Business ROI should be framed in operational and governance terms executives can verify: reduced process variance, faster onboarding of new entities, fewer manual reconciliations, improved inventory accuracy, shorter approval cycles, stronger auditability and better decision support through analytics. Not every benefit appears immediately in financial statements, but standardization architecture creates the conditions for measurable efficiency and scalability. The strongest programs define baseline metrics during discovery and review them through post-go-live governance.
Executive Conclusion
Distribution ERP adoption architecture succeeds when leaders treat workflow standardization as an enterprise design decision rather than a software configuration exercise. Odoo can support a strong target state for distribution organizations when the program is anchored in discovery, process ownership, disciplined gap analysis, API-first integration, governed data, rigorous testing and structured change management. The implementation should favor standard capabilities, controlled configuration and selective extension, with OCA modules evaluated pragmatically where they reduce risk and fit the support model.
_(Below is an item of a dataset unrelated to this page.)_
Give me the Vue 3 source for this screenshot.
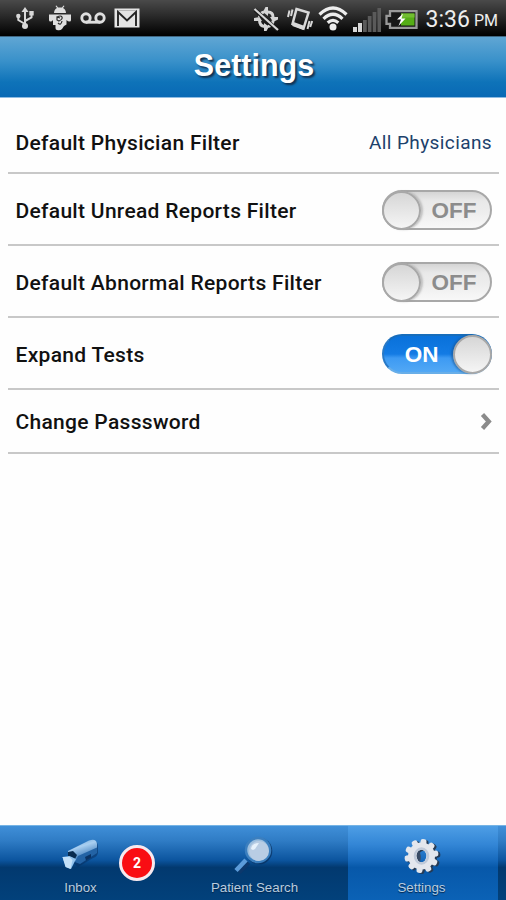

Executive recommendations are straightforward: define enterprise process standards before build, assign data ownership early, govern customization tightly, design for multi-company and multi-warehouse realities, test against operational risk, and treat cloud operations as part of business continuity. Future trends will continue to favor composable integration, stronger observability, AI-assisted delivery and more disciplined governance over monolithic customization. For enterprises, ERP partners and system integrators seeking a scalable delivery and operating model, a partner-first approach with white-label platform and managed cloud support can materially improve execution quality without shifting focus away from business outcomes.